Kathmandu : After years of hiding their relationship, Jeshika Gautam and Samjhana Bishwakarma now openly live together as a lesbian couple in Nepal’s capital, Kathmandu. Despite familial disapproval, the pair, both in their 20s, say the gradual shift in social attitudes and the country’s progressive LGBTQ laws encouraged them to declare their love publicly. Now, after dating for five years, they’re ready to marry.
But Nepal has yet to recognize same-sex marriage, 15 years after the country’s Supreme Court granted equal rights as other citizens to people of sexual minorities and ordered the government to form a study committee on marriage equality. Now, a petition at the court is demanding marriage equality by challenging the country’s 2017 Civil Code, which defines marriage as a union between a man and a woman. Petitioners are asking for an amendment saying marriage should occur between two individuals of undefined gender, which would pave the way for same-sex unions.
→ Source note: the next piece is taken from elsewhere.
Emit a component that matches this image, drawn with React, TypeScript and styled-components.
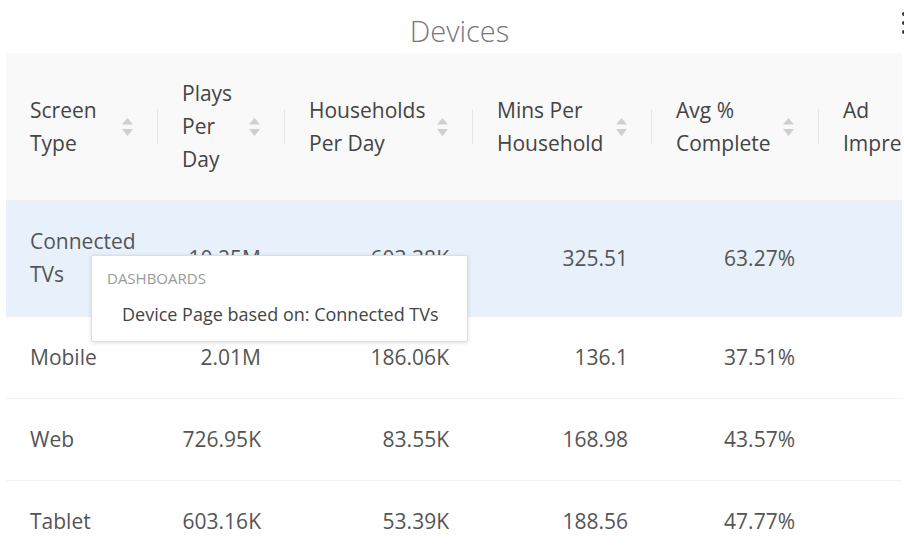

The hearing for the case, initiated by Mitini Nepal—a nonprofit working for the rights of the lesbian, bisexual, and transgender community—alongside its president, executive director, and others, was scheduled for Wednesday, May 31. But it has now been postponed to Nov. 8.
“It’s been a long battle,” Gautam told Foreign Policy. “We want the same rights and equality as other couples. We want to get married.”
Nepal is touted as a leader in LGBTIQ rights in the region, thanks to the landmark 2007 case—which was cited by India’s Supreme Court when scrapping India’s colonial-era anti-gay law in 2018—and its new republican constitution, passed in 2015, which is among the handful of pro-LGBTIQ constitutions in the world. The 2007 case was the result of onerous advocacy and legal battle by LGBTIQ activists and nonprofits, such as the Blue Diamond Society, a group founded in 2001 to advocate against the country’s discriminatory laws.
Thanks to these efforts, the Supreme Court, in a remarkable decision for the time, heralded a new chapter for LGBTIQ Nepalis, saying in 2007 that the community was being denied fundamental human rights and should be guaranteed equal rights in the upcoming constitution.
The Himalayan nation now has provisions to identify as “other” instead of male or female on citizenship ID and passport, though transgender activists say it’s still a daunting task. In 2021, Nepal added the third gender category to its census for the first time. But while many of Nepal’s LGBTIQ rights laws are progressive on paper, rights advocates say implementation hasn’t been on par with the promises.
A week before last month’s scheduled court hearing date, Sarita KC, executive director of Mitini Nepal, told Foreign Policy that the petition against the Nepal government wasn’t just about demanding marriage equality but also about securing LGBTQ citizens’ safety and security, from parenthood to inheritance to insurance-related rights. KC, along with her nonprofit and its president Laxmi Ghalan, petitioned against Nepal’s Office of the Prime Minister and Council of Ministers; Ministry of Law, Justice, and Parliamentary Affairs; and Federal Parliament Secretariat. Responding in January to the court’s show cause order, all three government bodies separately wrote, in documents seen by Foreign Policy, that the constitution guarantees equal protection for LGBTIQ people and that the petition to amend marriage law in the Civil Code should be annulled.
“Even though the constitution guarantees it, we have yet to be equals,” KC said. “We just want people from this community to be able to marry whom they want, start a family, and have all the rights just like heterosexual couples.”
Activists say legalizing same-sex marriage in Nepal is just a matter of time, though it’s taking longer than expected. The same-sex marriage study committee formed after the 2007 decision submitted a report recommending the government act in 2015. The detailed report suggested the government remove legal provisions allowing only a man and a woman to marry and “embrace the norm that marriage can occur between two persons, and … grant legal recognition to same-sex marriage on the basis of the principle of equality.”
Today, the signs from the court itself are good, given it has also acknowledged the validity of same-sex relationships in multiple cases. Nepal’s constitution has a provision for 20 justices, to be appointed by the country’s Judicial Council, to sit on the Supreme Court. There are currently 15 sitting justices, including Hari Prasad Phuyal, who represented the petitioners in the 2007 case and was a member of the same-sex marriage study committee.